My baby started a gang war. Well, at least he's starting one. Maybe, that's a little too strong, there's no bloods and crips, no gang colors, and bullets haven't flown just yet. But don't be mistaken, sides are being drawn. Except in this turf battle it's not East Coast versus West Coast, it is my parents versus the in-laws. Now to be honest my parents and the in-laws have been very polite in their limited interactions. But it is an amazing thing, the rights and privileges, your parents and in-laws receive and demand once you have a child. There's a transformation that takes place in switching your view of your parents from being your parent to being your child's grandparent. And there is a delicate balance, much like a turf war, that I as a parent have to be aware of.
It really isn't anything like that, but there is a sense in which attention and time will be fought over. My in-laws live close by in the next town over, and my parents live out of state six hours away. My child is now five months old and so my in-laws have had dibs on spending time with my littleman purely because they're so close. Outside of the occasional visit, my parents really haven't had the opportunity to spend much time with my boy. There's also a difference in how my little guy is viewed by both sets of grandparents. You see, my wife is an only child, and this is our first child making him their first grandchild. The only pride and bond stronger than a mothers is a first time grandmother! And sincerely she's been an amazing help. Now for me, I'm one of four boys and both of my older brothers have children. One has two and the other three. That makes my littleman grandchild number six for my parents. Now I know they love him
just as equally as the others, but it's certainly a different experience than my wife's parents are going through. So there has been a pretty good balance...except my parent who
were six hours away are now halfway through a move placing them
now ten minutes away from us as they've purchased a new home in the same town! Now I'm excited about this, my wife is understandably a little nervous as any wife would be, but I believe my mother-in-law is pretty concerned. Now she's got someone who is honing in on her turf! So is there a way to keep my wife, parents, and parent-in-law all happy?! Maybe...but regardless of the outcome it's going to take some patience on all of our parts and calling a cease fire might also help.

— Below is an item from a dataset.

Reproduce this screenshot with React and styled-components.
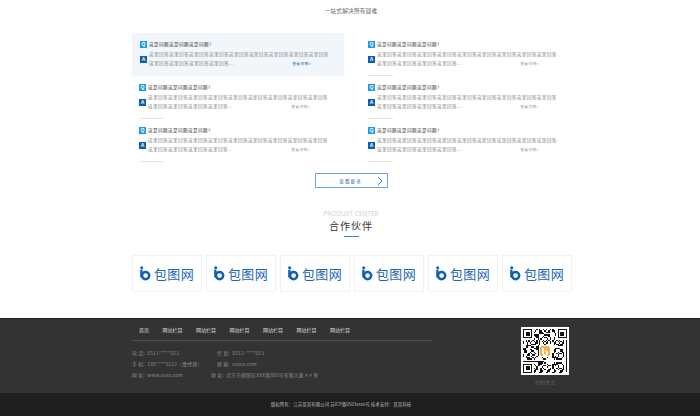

Maybe you've felt or are feeling this struggle with the holidays coming up and trying to manage your relationships and the delicate balance of not hurting anyone's feelings while still trying to enjoy the holidays. In the Adams household we do the "every other" holiday routine. I'm sure many of you have certain traditions or practices. Maybe your family doesn't really do a whole lot for Thanksgiving, but Christmas is your big holiday, or maybe New Year's Eve. No matter what your tradition is, one tradition that is as old as time is this very struggle. Just remember the holidays are an opportunity to grow closer together as a family, even if you feel like pulling your hair out and just taking your wife and kids on a cruise to avoid it all, lol.
When it's all said and done, this stress is induced because you're loved and your family is loved. No gang...I mean family is perfect. Part of the fun is the chaos, the not knowing, and the attempted balance even if you never get it. You can never be loved by too many people. So even though you cannot choose who will love you, be glad they do, even if the way they show you causes some stress. Remember, how you treat your parents is how your child will most likely treat you...no need to make a child take up sides when we're all on the same team. Merry Christmas and Happy Holidays!!!